Smiles
are interpretations of smiling dating back to 2017. There are no rules about the form each smile might take, except there is roughly one Smile work a year.
Smile (2021-2)
In progress
Documentation of my smile correction process. The developing work includes video, medical photography and models, mouth molds and extensive reflections on smiling, class, advertising, and beauty standards.
Smile (2020)*
Digital video, 00:03:43 loop
supplants 4k video footage of my non-smiling eyes onto the blush face emoji. This superimposition questions the authenticity and sincerity of body language in general, but examines specifically how emotions are performed, communicated and convoluted th rough symbolic or digital media.
Complexity is further added to the flattened emoji form through the work’s duration and potentially infinite loop, as the eyes blink with discomfort with the passing of time. Encountered via social media, the eyes give this coy emoji an uncannily intrusive quality. When physically installed, the work commands attention like a clock face or celestial object.
*"Smile (2020)" uses the emoji "Twemoji12_1f60a.svg" by Twitter, licensed under CC BY (https://creativecommons.org/licenses/by/4.0)
Smile (2019)
4k digital video, 00:34:05
This video documents an endurance smile performed in my bedroom in summer 2019. I enacted this many times before this particular take, and was thinking about how one might muster happiness or set the tone for the day through a forced smile - an idea that comes loosely from behavioural science and self-help power-pose type theories although I first encountered it through 'Smile Therapy' in Ally McBeal.
> 2 minute timelapse
Installation view
Slade Interim Show 2019
Shown as a full 34 minute loop in physical space, this becomes an absurd and painful gesture, further compounded by how eye contact is maintained with the camera (or viewer) as I am blinded by the sun.
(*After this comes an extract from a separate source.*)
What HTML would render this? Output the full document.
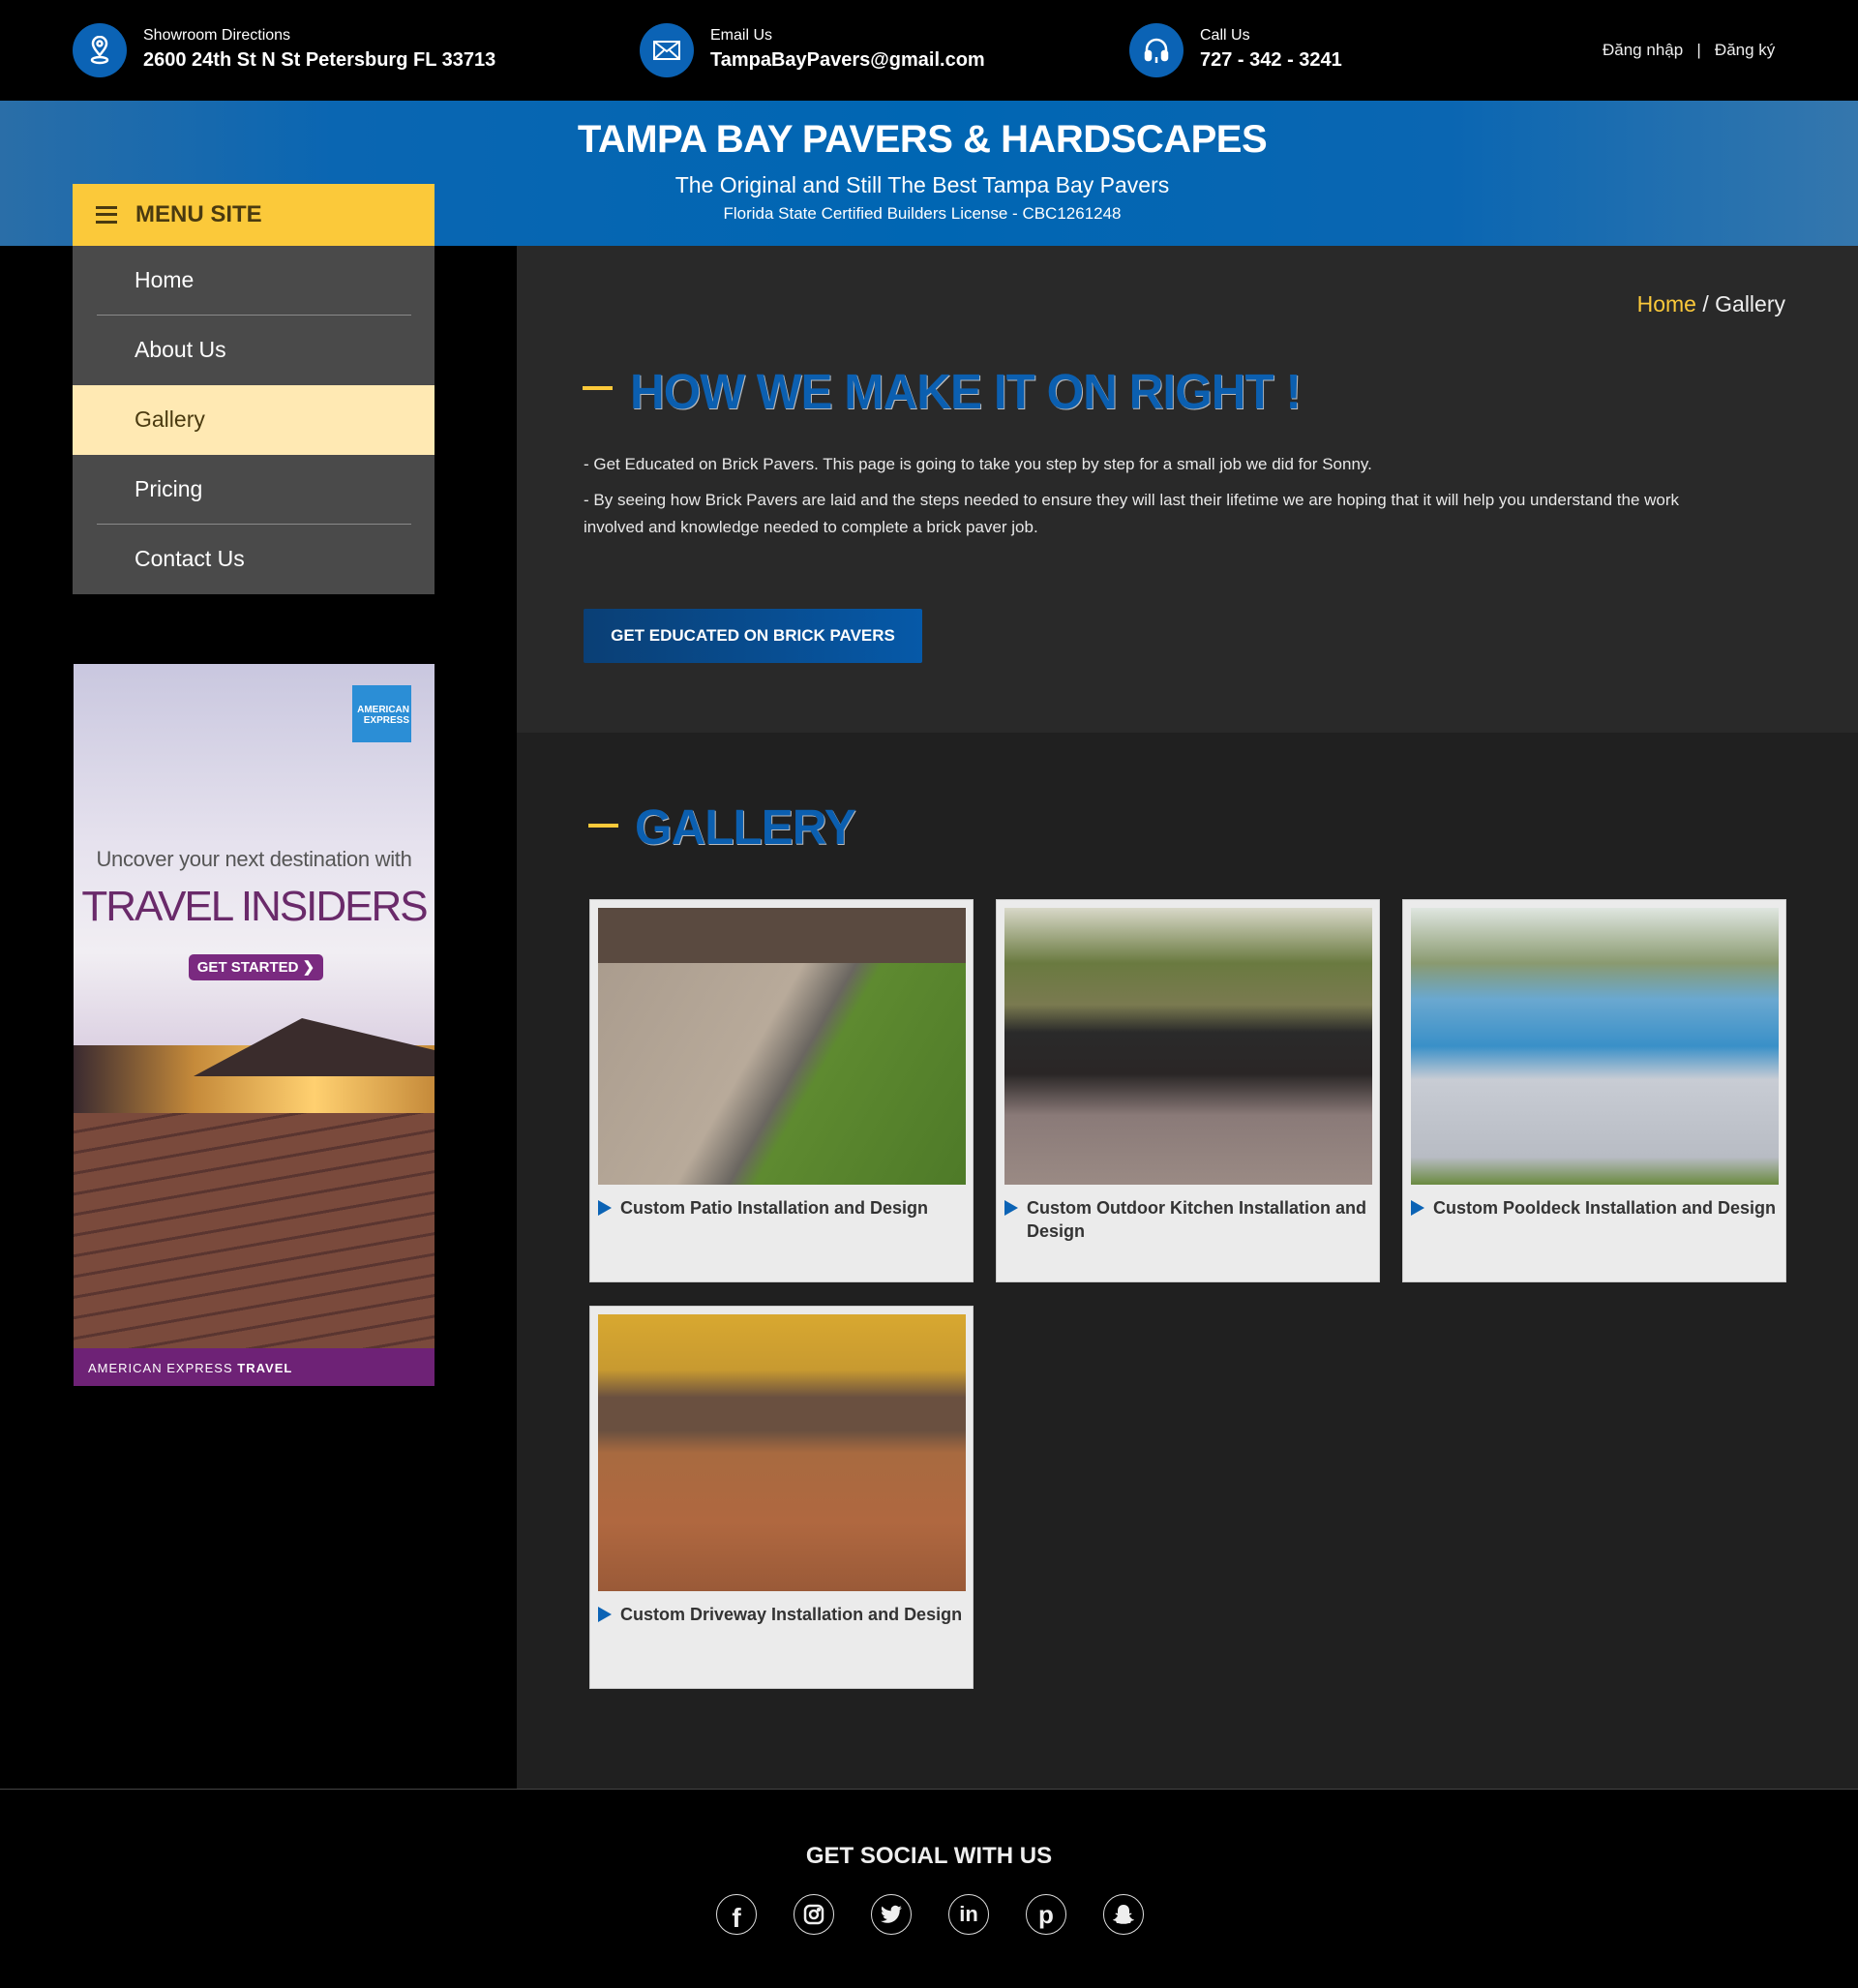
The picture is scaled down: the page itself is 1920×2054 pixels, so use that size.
<!DOCTYPE html>
<html><head><meta charset="utf-8"><style>
*{margin:0;padding:0;box-sizing:border-box}
body{width:1920px;height:2054px;background:#000;font-family:"Liberation Sans",Arial,sans-serif;position:relative;overflow:hidden;color:#fff}
.a{position:absolute}
.ic{width:56px;height:56px;border-radius:50%;background:#0b63b5;display:flex;align-items:center;justify-content:center}
.lbl{font-size:16px;color:#fff}
.val{font-size:20px;font-weight:bold;color:#fff}
.menu{left:75px;width:374px;height:72px;background:#4a4a4a;font-size:23px;padding-left:64px;line-height:70px;color:#fff}
.sep{left:100px;width:325px;height:2px;background:#8a8a8a}
.card{width:397px;height:396px;background:#ebebeb;border:1px solid #ccc}
.img{position:absolute;left:8px;top:8px;width:380px;height:286px}
.cap{position:absolute;left:8px;top:306px;right:8px;font-size:18px;font-weight:bold;color:#333;padding-left:23px;line-height:24px}
.cap:before{content:"";position:absolute;left:0;top:4px;border-left:14px solid #0b63b5;border-top:8px solid transparent;border-bottom:8px solid transparent}
.soc{width:42px;height:42px;border:1.5px solid #ddd;border-radius:50%;top:1957px;display:flex;align-items:center;justify-content:center}
.h{font-weight:bold;color:#0b5fb0;text-shadow:1px 1px 0 #bbb;letter-spacing:-1px;transform-origin:0 0;transform:scaleX(.97);white-space:nowrap}
</style></head><body>
<div class="a ic" style="left:75px;top:24px"><svg width="28" height="30" viewBox="0 0 28 30" fill="none" stroke="#fff" stroke-width="2.5"><path d="M14 20c-5-6-7-9-7-12a7 7 0 0 1 14 0c0 3-2 6-7 12z"/><circle cx="14" cy="8" r="2.5"/><ellipse cx="14" cy="25" rx="8" ry="3"/></svg></div>
<div class="a lbl" style="left:148px;top:28px">Showroom Directions</div>
<div class="a val" style="left:148px;top:51px">2600 24th St N St Petersburg FL 33713</div>
<div class="a ic" style="left:661px;top:24px"><svg width="30" height="24" viewBox="0 0 30 24" fill="none" stroke="#fff" stroke-width="2"><rect x="2" y="3" width="26" height="18"/><path d="M2 3l13 10 13-10M2 21l10-9M28 21l-10-9"/></svg></div>
<div class="a lbl" style="left:734px;top:28px">Email Us</div>
<div class="a val" style="left:734px;top:51px">TampaBayPavers@gmail.com</div>
<div class="a ic" style="left:1167px;top:24px"><svg width="30" height="30" viewBox="0 0 30 30" fill="none" stroke="#fff" stroke-width="2.5"><path d="M5 18v-4a10 10 0 0 1 20 0v4"/><rect x="4" y="16" width="5" height="9" rx="2" fill="#fff"/><rect x="21" y="16" width="5" height="9" rx="2" fill="#fff"/><path d="M15 22v6"/></svg></div>
<div class="a lbl" style="left:1240px;top:28px">Call Us</div>
<div class="a val" style="left:1240px;top:51px">727 - 342 - 3241</div>
<div class="a" style="left:1656px;top:42px;font-size:17px;color:#eee">Đăng nhập &nbsp; | &nbsp; Đăng ký</div>
<div class="a" style="left:0;top:104px;width:1920px;height:150px;background:linear-gradient(90deg,#2a6ea8 0%,#0a66b2 18%,#0066b3 50%,#0a66b2 78%,#3577ad 100%)"></div>
<div class="a" style="left:0;top:122px;width:1906px;text-align:center;font-size:40px;font-weight:bold;color:#fff;letter-spacing:-0.5px">TAMPA BAY PAVERS &amp; HARDSCAPES</div>
<div class="a" style="left:0;top:178px;width:1906px;text-align:center;font-size:23px;color:#fff">The Original and Still The Best Tampa Bay Pavers</div>
<div class="a" style="left:0;top:211px;width:1906px;text-align:center;font-size:17px;color:#fff">Florida State Certified Builders License - CBC1261248</div>
<div class="a" style="left:75px;top:190px;width:374px;height:64px;background:#fbc93a"></div>
<div class="a" style="left:99px;top:213px;width:22px;height:18px;border-top:3px solid #4a3a10;border-bottom:3px solid #4a3a10"></div>
<div class="a" style="left:99px;top:220px;width:22px;height:3px;background:#4a3a10"></div>
<div class="a" style="left:140px;top:208px;font-size:24px;font-weight:bold;color:#4a3a10">MENU SITE</div>
<div class="a menu" style="top:254px">Home</div>
<div class="a sep" style="top:325px"></div>
<div class="a menu" style="top:326px">About Us</div>
<div class="a menu" style="top:398px;background:#ffe9b3;color:#4a3a10">Gallery</div>
<div class="a menu" style="top:470px">Pricing</div>
<div class="a sep" style="top:541px"></div>
<div class="a menu" style="top:542px">Contact Us</div>
<div class="a" style="left:76px;top:686px;width:373px;height:746px;background:linear-gradient(180deg,#c9c7df 0%,#e6e2ee 25%,#f1eef3 40%,#d9cde0 55%,#9c8aa8 65%,#6e4c4c 75%,#8a5a40 85%,#5f3c33 95%)"></div>
<div class="a" style="left:76px;top:1080px;width:373px;height:70px;background:linear-gradient(90deg,#3a2a30,#c58a3a,#ffd070,#c58a3a)"></div>
<div class="a" style="left:200px;top:1052px;width:249px;height:60px;background:#3a2c2c;clip-path:polygon(45% 0,100% 55%,100% 100%,0 100%)"></div>
<div class="a" style="left:76px;top:1150px;width:373px;height:243px;background:repeating-linear-gradient(170deg,#7a4a3c 0 18px,#5a3530 18px 21px)"></div>
<div class="a" style="left:364px;top:708px;width:61px;height:59px;background:#2b8ed6;font-size:10px;font-weight:bold;color:#fff;text-align:right;padding:20px 2px 0 0;line-height:11px">AMERICAN<br>EXPRESS</div>
<div class="a" style="left:76px;top:875px;width:373px;text-align:center;font-size:22px;color:#555;letter-spacing:-0.3px;white-space:nowrap">Uncover your next destination with</div>
<div class="a" style="left:76px;top:912px;width:373px;text-align:center;font-size:44px;color:#6a2a6a;white-space:nowrap;letter-spacing:-2px">TRAVEL INSIDERS</div>
<div class="a" style="left:195px;top:986px;width:139px;height:27px;background:#7a2a80;border-radius:5px;font-size:15px;font-weight:bold;color:#fff;text-align:center;line-height:27px">GET STARTED ❯</div>
<div class="a" style="left:76px;top:1393px;width:373px;height:39px;background:#6e2276;font-size:13px;color:#fff;padding:13px 15px;letter-spacing:1px">AMERICAN EXPRESS <b>TRAVEL</b></div>
<div class="a" style="left:534px;top:254px;width:1386px;height:503px;background:#292929"></div>
<div class="a" style="left:534px;top:757px;width:1386px;height:1091px;background:#202020"></div>
<div class="a" style="top:301px;right:75px;text-align:right;font-size:23px;color:#eee"><span style="color:#fbc93a">Home</span> / Gallery</div>
<div class="a" style="left:602px;top:399px;width:31px;height:4px;background:#fbc93a"></div>
<div class="a h" style="left:651px;top:375px;font-size:51px">HOW WE MAKE IT ON RIGHT !</div>
<div class="a" style="left:603px;top:466px;width:1240px;font-size:17px;color:#e8e8e8;line-height:28px">- Get Educated on Brick Pavers. This page is going to take you step by step for a small job we did for Sonny.</div>
<div class="a" style="left:603px;top:503px;width:1195px;font-size:17px;color:#e8e8e8;line-height:28px">- By seeing how Brick Pavers are laid and the steps needed to ensure they will last their lifetime we are hoping that it will help you understand the work involved and knowledge needed to complete a brick paver job.</div>
<div class="a" style="left:603px;top:629px;width:350px;height:56px;background:linear-gradient(90deg,#0a3f75,#0659a8);border-radius:2px;font-size:17px;font-weight:bold;color:#fff;text-align:center;line-height:56px">GET EDUCATED ON BRICK PAVERS</div>
<div class="a" style="left:608px;top:851px;width:31px;height:4px;background:#fbc93a"></div>
<div class="a h" style="left:656px;top:825px;font-size:51px">GALLERY</div>
<div class="a card" style="left:609px;top:929px"><div class="img" style="background:linear-gradient(180deg,#5a4a40 0 20%,transparent 20%),linear-gradient(120deg,#a89a8c 0%,#b8aa9a 45%,#6a6660 55%,#5e8a30 60%,#4e7a28 100%)"></div><div class="cap">Custom Patio Installation and Design</div></div>
<div class="a card" style="left:1029px;top:929px"><div class="img" style="background:linear-gradient(180deg,#d8d8c8 0%,#6a7a40 20%,#7a7a50 35%,#2a2a2a 45%,#2a2626 60%,#8a7a78 75%,#9a8a84 100%)"></div><div class="cap">Custom Outdoor Kitchen Installation and Design</div></div>
<div class="a card" style="left:1449px;top:929px"><div class="img" style="background:linear-gradient(180deg,#dfe6e0 0%,#8a9a70 20%,#6aa8d0 33%,#3a90c8 50%,#c8ccd4 62%,#b8bcc4 90%,#6a8a40 100%)"></div><div class="cap">Custom Pooldeck Installation and Design</div></div>
<div class="a card" style="left:609px;top:1349px"><div class="img" style="background:linear-gradient(180deg,#d8a830 0%,#c89a30 20%,#6a5040 30%,#6a5040 42%,#a86a40 50%,#b06840 75%,#9a5a38 100%)"></div><div class="cap">Custom Driveway Installation and Design</div></div>
<div class="a" style="left:0;top:1848px;width:1920px;height:1px;background:#444"></div>
<div class="a" style="left:0;top:1904px;width:1920px;text-align:center;font-size:24px;font-weight:bold;color:#eee">GET SOCIAL WITH US</div>
<div class="a soc" style="left:740px"><span style="font-size:28px;font-weight:bold;color:#eee;margin-top:8px">f</span></div>
<div class="a soc" style="left:820px"><svg width="22" height="22" viewBox="0 0 22 22" fill="none" stroke="#eee" stroke-width="2.5"><rect x="2" y="2" width="18" height="18" rx="5"/><circle cx="11" cy="11" r="4"/><circle cx="16" cy="6" r="0.8" fill="#eee"/></svg></div>
<div class="a soc" style="left:900px"><svg width="22" height="20" viewBox="0 0 24 20"><path fill="#eee" d="M24 2.4a10 10 0 0 1-2.8.8A5 5 0 0 0 23.3.4a10 10 0 0 1-3.1 1.2A4.9 4.9 0 0 0 11.8 6 14 14 0 0 1 1.7.9a4.9 4.9 0 0 0 1.5 6.6A4.9 4.9 0 0 1 1 6.9a4.9 4.9 0 0 0 4 4.9 4.9 4.9 0 0 1-2.2.1 4.9 4.9 0 0 0 4.6 3.4A9.9 9.9 0 0 1 0 17.4 14 14 0 0 0 7.5 19.6c9.1 0 14-7.5 14-14v-.6A10 10 0 0 0 24 2.4z"/></svg></div>
<div class="a soc" style="left:980px"><span style="font-size:22px;font-weight:bold;color:#eee">in</span></div>
<div class="a soc" style="left:1060px"><span style="font-size:26px;font-weight:bold;color:#eee">p</span></div>
<div class="a soc" style="left:1140px"><svg width="24" height="22" viewBox="0 0 24 22"><path fill="#eee" d="M12 1c4 0 6 3 6 6v3l2-.5.5 1-2.5 1.5c1 2.5 3 4 5 4.5-.5 1-2 1-3 1.3L19 20c-2-.3-3 .8-7 .8s-5-1.1-7-.8l-1-2.2c-1-.3-2.5-.3-3-1.3 2-.5 4-2 5-4.5L3.5 10.5 4 9.5l2 .5V7c0-3 2-6 6-6z"/></svg></div>
</body></html>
In this physical installation, the viewer is invited to sit across from my mediated, life-sized smiling self in the very chair I sat in to perform it.
Smile (2018)
Digital video, 00:01:23 to loop
Dressed in a pound stretcher slanket reminiscent of Marina Abramovic's red 'Artist is Present' gown, I walk up to the camera (viewer) and attempt at smile, which sticks at an awkward grimace, before stepping back again.
Smile (2017)
Gif, dimensions variable
Following my use of a blush face emoji in a private message to 'Curt' in 2016 and use of this character in the text, I developed this gif to convey the real desperation and emotion behind this coy symbol. It became a motif in the overlove video following its first appearance in episode 3.